Mientras que, por el contrario, por tantas cosas que nos volvemos locos, y que en realidad sirven para poco y nada -vanidad de vanidades, como le escuché decir a mi abuela- otras son tan importantes que nos volverán felices.

Es por eso que desde hace un tiempo largo vemos al hombre convertido en un lobo que aún de una manera disimulada se come al otro. Es triste y a la vez me hierve la sangre cuando oigo hablar de estas cosas. Ya que no es mucho lo que hay que cavar porque, según dicen en los programas de televisión que no veo, las radios que no escucho, y los diarios que no leo, parece que todos ellos se han convertido en poco menos, cuando no del todo, en una ininterrumpida gacetilla policial. Sirviéndose en más de una ocasión, según me dicen, del dolor ajeno, para llenar espacios, consultando a la flamante viuda de un infeliz muchacho asesinado, de eso hace casi un instante, de las cosas más variadas, y según mi tío hasta poniendo cara compungida.

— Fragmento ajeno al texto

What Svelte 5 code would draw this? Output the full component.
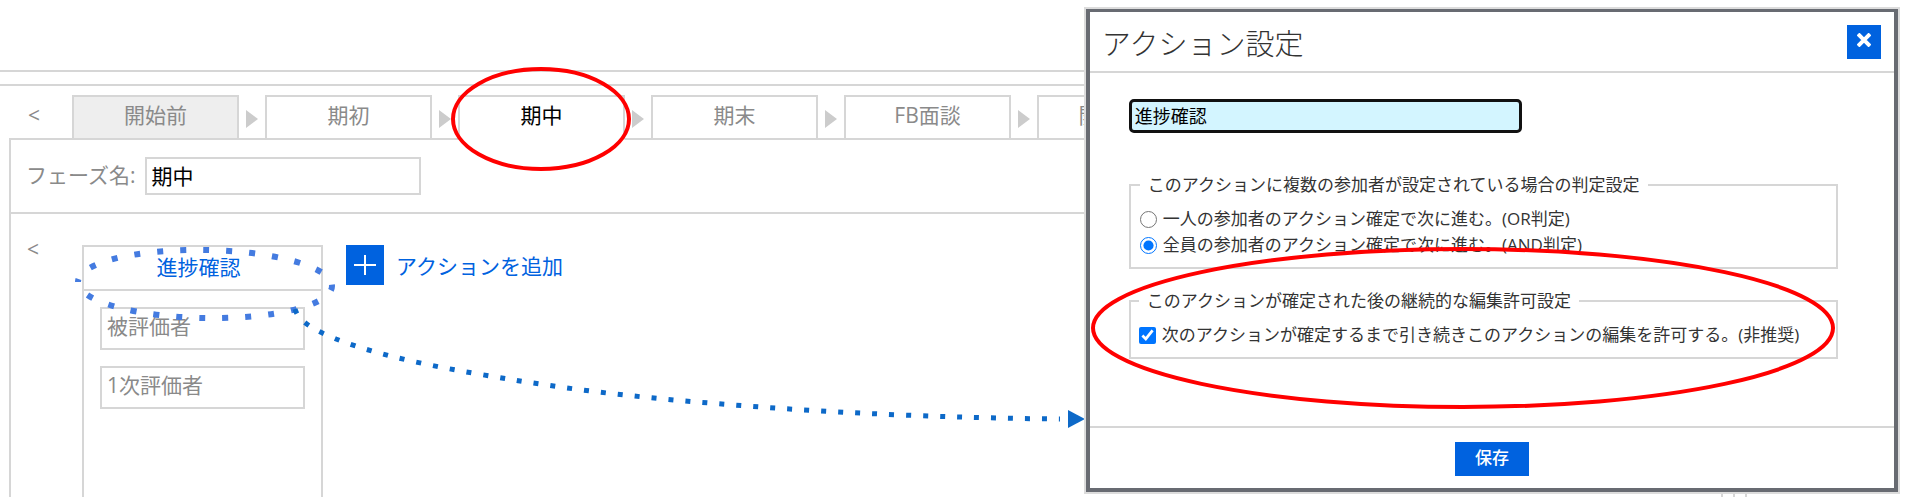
<script lang="ts">
	interface Phase {
		id: number;
		name: string;
		closed?: boolean;
	}

	const phases: Phase[] = [
		{ id: 1, name: '開始前', closed: true },
		{ id: 2, name: '期初' },
		{ id: 3, name: '期中' },
		{ id: 4, name: '期末' },
		{ id: 5, name: 'FB面談' },
		{ id: 6, name: '開示面談' }
	];
	const participants = ['被評価者', '1次評価者'];
	const judgeOptions = [
		{ value: 'or', label: '一人の参加者のアクション確定で次に進む。(OR判定)' },
		{ value: 'and', label: '全員の参加者のアクション確定で次に進む。(AND判定)' }
	];

	let activeId = $state(3);
	let phaseName = $state('期中');
	let actionName = $state('進捗確認');
	let judge = $state('and');
	let allowEdit = $state(true);
	let dialogOpen = $state(true);

	function selectPhase(phase: Phase) {
		activeId = phase.id;
		phaseName = phase.name;
	}
</script>

<div class="page">
	<main class="workflow">
		<div class="toolbar"></div>
		<div class="band"></div>

		<nav class="tabs">
			<button type="button" class="prev">&lt;</button>
			{#each phases as phase (phase.id)}
				<div class="tab-slot">
					<button
						type="button"
						class="tab"
						class:active={phase.id === activeId}
						class:closed={phase.closed}
						onclick={() => selectPhase(phase)}
					>
						{phase.name}
					</button>
					{#if phase.id === 3}
						<svg class="mark tab-mark" width="180" height="104" viewBox="0 0 180 104" aria-hidden="true">
							<ellipse cx="90" cy="52" rx="88" ry="50" />
						</svg>
					{/if}
				</div>
				<svg class="sep" width="12" height="18" viewBox="0 0 12 18" aria-hidden="true">
					<path d="M0 0 12 9 0 18z" />
				</svg>
			{/each}
		</nav>

		<section class="panel">
			<div class="phase-row">
				<label for="phase-name">フェーズ名:</label>
				<input id="phase-name" type="text" bind:value={phaseName} />
			</div>

			<div class="actions">
				<button type="button" class="prev">&lt;</button>
				<div class="card">
					<button type="button" class="card-title" onclick={() => (dialogOpen = true)}>
						{actionName}
					</button>
					<ul>
						{#each participants as participant (participant)}
							<li>{participant}</li>
						{/each}
					</ul>
					<svg class="mark card-mark" width="264" height="76" viewBox="0 0 264 76" aria-hidden="true">
						<path d="M5 35A127 34 1 0 1 259 39A127 34 1 0 1 5 35z" />
					</svg>
				</div>
				<button type="button" class="add">
					<span class="plus">
						<svg width="22" height="20" viewBox="0 0 22 20" aria-hidden="true">
							<path d="M11 0v20M0 10h22" />
						</svg>
					</span>
					<span class="add-label">アクションを追加</span>
				</button>
			</div>
		</section>

		<svg class="mark arrow" width="1086" height="436" viewBox="0 0 1086 436" aria-hidden="true">
			<path
				class="trail"
				d="M295 309C299 324 322 333 336 339C390 360 460 371 520 381C583 391 646 398 709 403C829 413 950 418 1060 419"
			/>
			<path class="head" d="M1068 410 1085 419 1068 428z" />
		</svg>
	</main>

	{#if dialogOpen}
		<aside class="side">
			<div class="dialog" role="dialog" aria-labelledby="dialog-title">
				<header>
					<h2 id="dialog-title">アクション設定</h2>
					<button type="button" class="close" aria-label="閉じる" onclick={() => (dialogOpen = false)}>
						<svg width="14" height="14" viewBox="0 0 14 14" aria-hidden="true">
							<path d="M1 1 13 13M13 1 1 13" />
						</svg>
					</button>
				</header>

				<div class="body">
					<input class="action-name" type="text" aria-label="アクション名" bind:value={actionName} />

					<fieldset>
						<legend>このアクションに複数の参加者が設定されている場合の判定設定</legend>
						{#each judgeOptions as option (option.value)}
							<label class="choice">
								<input type="radio" name="judge" value={option.value} bind:group={judge} />
								{option.label}
							</label>
						{/each}
					</fieldset>

					<fieldset class="edit">
						<legend>このアクションが確定された後の継続的な編集許可設定</legend>
						<label class="choice">
							<input type="checkbox" bind:checked={allowEdit} />
							次のアクションが確定するまで引き続きこのアクションの編集を許可する。(非推奨)
						</label>
						<svg class="mark edit-mark" width="744" height="162" viewBox="0 0 744 162" aria-hidden="true">
							<ellipse cx="372" cy="81" rx="370" ry="79" />
						</svg>
					</fieldset>
				</div>

				<footer>
					<button type="button" class="save">保存</button>
				</footer>
			</div>
			<div class="ticks"><i></i><i></i><i></i></div>
		</aside>
	{/if}
</div>

<style>
	:global(body) {
		background: #fff;
	}

	.page {
		--line: #d6d6d6;
		--muted: #8a8a8a;
		--blue: #0062df;
		display: flex;
		min-height: 100vh;
		overflow: hidden;
		font-family: 'Open Sans', 'Noto Sans CJK JP', sans-serif;
		font-weight: 400;
		font-size: 21px;
		line-height: 24px;
		color: var(--muted);
		text-spacing-trim: space-all;
	}

	* {
		box-sizing: border-box;
	}

	button,
	input {
		font: inherit;
		color: inherit;
	}

	button {
		padding: 0;
		border: none;
		background: none;
		cursor: pointer;
	}

	.mark {
		position: absolute;
		z-index: 2;
		fill: none;
		pointer-events: none;
	}

	.mark ellipse {
		stroke: #f00;
		stroke-width: 4;
	}

	.workflow {
		position: relative;
		flex: 1;
		min-width: 0;
		display: flex;
		flex-direction: column;
		overflow: hidden;
	}

	.toolbar {
		height: 72px;
		border-bottom: 2px solid var(--line);
	}

	.band {
		height: 14px;
		border-bottom: 2px solid var(--line);
	}

	.tabs {
		display: flex;
		align-items: center;
		padding: 9px 0 0 28px;
	}

	.tabs .prev {
		width: 44px;
		padding-bottom: 4px;
	}

	.prev {
		flex: none;
		text-align: left;
	}

	.tab-slot {
		position: relative;
		flex: none;
		margin-bottom: -2px;
	}

	.tab {
		display: block;
		width: 167px;
		height: 45px;
		padding-bottom: 6px;
		border: 2px solid var(--line);
		background: #fff;
	}

	.tab.closed {
		background: #eee;
	}

	.tab.active {
		color: #000;
		border-bottom-color: #fff;
	}

	.tab-mark {
		left: -7px;
		top: -28px;
	}

	.sep {
		flex: none;
		margin: 4px 7px 0;
		fill: #ccc;
	}

	.panel {
		flex: 1;
		display: flex;
		flex-direction: column;
		margin-left: 9px;
		border: 2px solid var(--line);
		border-width: 2px 0 0 2px;
	}

	.phase-row {
		display: flex;
		align-items: center;
		gap: 10px;
		height: 74px;
		padding-left: 15px;
		border-bottom: 2px solid var(--line);
	}

	.phase-row label {
		padding-bottom: 2px;
	}

	.phase-row input {
		width: 276px;
		height: 38px;
		padding: 0 4px 2px;
		border: 2px solid var(--line);
		color: #000;
	}

	.actions {
		flex: 1;
		display: flex;
		align-items: flex-start;
		padding: 31px 0 0 16px;
	}

	.actions .prev {
		width: 55px;
		margin-top: -8px;
	}

	.card {
		position: relative;
		flex: none;
		align-self: stretch;
		width: 241px;
		border: 2px solid var(--line);
		border-bottom: none;
	}

	.card-title {
		display: block;
		width: 100%;
		height: 44px;
		padding: 0 8px 2px 0;
		border-bottom: 2px solid var(--line);
		color: var(--blue);
	}

	.card ul {
		display: grid;
		gap: 16px;
		margin: 0;
		padding: 16px;
		list-style: none;
	}

	.card li {
		height: 43px;
		padding: 5px;
		border: 2px solid var(--line);
	}

	.card-mark {
		left: -11px;
		top: 0;
		stroke: #447be0;
		stroke-width: 6;
		stroke-dasharray: 6 17;
		stroke-dashoffset: 3;
	}

	.add {
		display: flex;
		align-items: center;
		gap: 12px;
		margin-left: 23px;
		color: var(--blue);
		white-space: nowrap;
	}

	.add-label {
		padding-top: 2px;
	}

	.plus {
		display: grid;
		place-items: center;
		width: 38px;
		height: 40px;
		background: var(--blue);
	}

	.plus svg {
		stroke: #fff;
		stroke-width: 2;
	}

	.arrow {
		left: 0;
		top: 0;
	}

	.trail {
		stroke: #0d69c8;
		stroke-width: 5;
		stroke-dasharray: 5 12;
	}

	.head {
		fill: #0d69c8;
	}

	.side {
		flex: none;
		width: 43%;
		padding-top: 7px;
		padding-right: 5px;
		margin-left: 2px;
	}

	.dialog {
		border: 4px solid #686b72;
		border-top-width: 3px;
		outline: 2px solid #dcdcdc;
		margin: 2px;
		margin-left: 0;
		font-size: 17px;
		color: #333;
	}

	.dialog header {
		display: flex;
		align-items: center;
		justify-content: space-between;
		height: 61px;
		padding: 0 13px 0 12px;
		border-bottom: 2px solid var(--line);
	}

	.dialog h2 {
		margin: 0;
		padding-top: 4px;
		font-size: 29px;
		line-height: 36px;
		font-weight: 300;
	}

	.close {
		display: grid;
		place-items: center;
		width: 34px;
		height: 34px;
		padding-bottom: 4px;
		background: var(--blue);
	}

	.close svg {
		stroke: #fff;
		stroke-width: 4;
	}

	.body {
		height: 353px;
		padding: 26px 56px 0 39px;
	}

	.action-name {
		display: block;
		width: 393px;
		height: 34px;
		padding: 0 3px 2px;
		border: 3px solid #111;
		border-radius: 5px;
		background: #d3f5ff;
		font-size: 18px;
		color: #000;
	}

	fieldset {
		position: relative;
		margin: 40px 0 0;
		padding: 9px;
		border: 2px solid var(--line);
	}

	legend {
		padding: 0 8px;
		line-height: 24px;
		white-space: nowrap;
	}

	.edit {
		margin-top: 20px;
		padding: 9px 8px;
	}

	.choice {
		display: flex;
		align-items: center;
		gap: 6px;
		height: 26px;
		white-space: nowrap;
	}

	.choice input {
		width: 17px;
		height: 17px;
		margin: 0;
		accent-color: #0075ff;
	}

	.edit-mark {
		left: -40px;
		top: -66px;
	}

	.dialog footer {
		display: flex;
		justify-content: center;
		padding: 14px 0 12px;
		border-top: 2px solid var(--line);
	}

	.save {
		width: 74px;
		height: 34px;
		padding-bottom: 2px;
		background: var(--blue);
		font-weight: 500;
		color: #fff;
	}

	.ticks {
		display: flex;
		gap: 10px;
		height: 4px;
		padding-left: 78%;
		overflow: hidden;
	}

	.ticks i {
		width: 2px;
		background: var(--line);
	}
</style>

No creo que seamos descendientes de Caín, aunque hay veces que dudo que estemos aunque un poquito emparentados con Abel, al ver la manera de comportarnos que no es de ahora.

Y que se me ocurre que se traslada a la manera en que tratamos a nuestros muertos más ilustres, a aquellos que tenemos por próceres y así los llamamos, aunque no necesariamente en todos los casos sea cierto. Porque detrás de la cara de bronce de esos hombres de larga fama, está siempre, a pesar de no vérselo así el hombre de carne y hueso con sus grandes virtudes, pero también con sus atenuados defectos.

No en balde dice mi tío, que según ha leído y quedó convencido desde entonces de eso, cuando Jesús fue llevado ante Pilatos, no sintió miedo porque pensó en su padre siempre atento desde el cielo, sino porque lo imaginó junto a él.

Pero a pesar de estos vericuetos, los que les quería decir es que me parece que en cierta forma y hasta cierto punto, nos pasamos matando próceres. No se trata de algún despistado fanático embardunando alguna estatua, como suele suceder, sino que los hacemos desaparecer, palabra horrible que trae tantos malos recuerdos. Sacando de circulación a los billetes de papel moneda que llevan su rostro impreso en su reverso.

Ya sé lo que van a decir, que eso se explica por la inflación y la misma está porque no somos un país en serio, pero les digo lo que voy a hacer, que es quedarme con un billete de cinco pesos con el rostro de José de San Martín al que destacaré entre mis más preciados recuerdos.

Lo único que lamento es que la idea no se me ocurrió antes, ya que he dejado de resguardar a tantos otros en ocasiones igualitas a las que acabo de contar.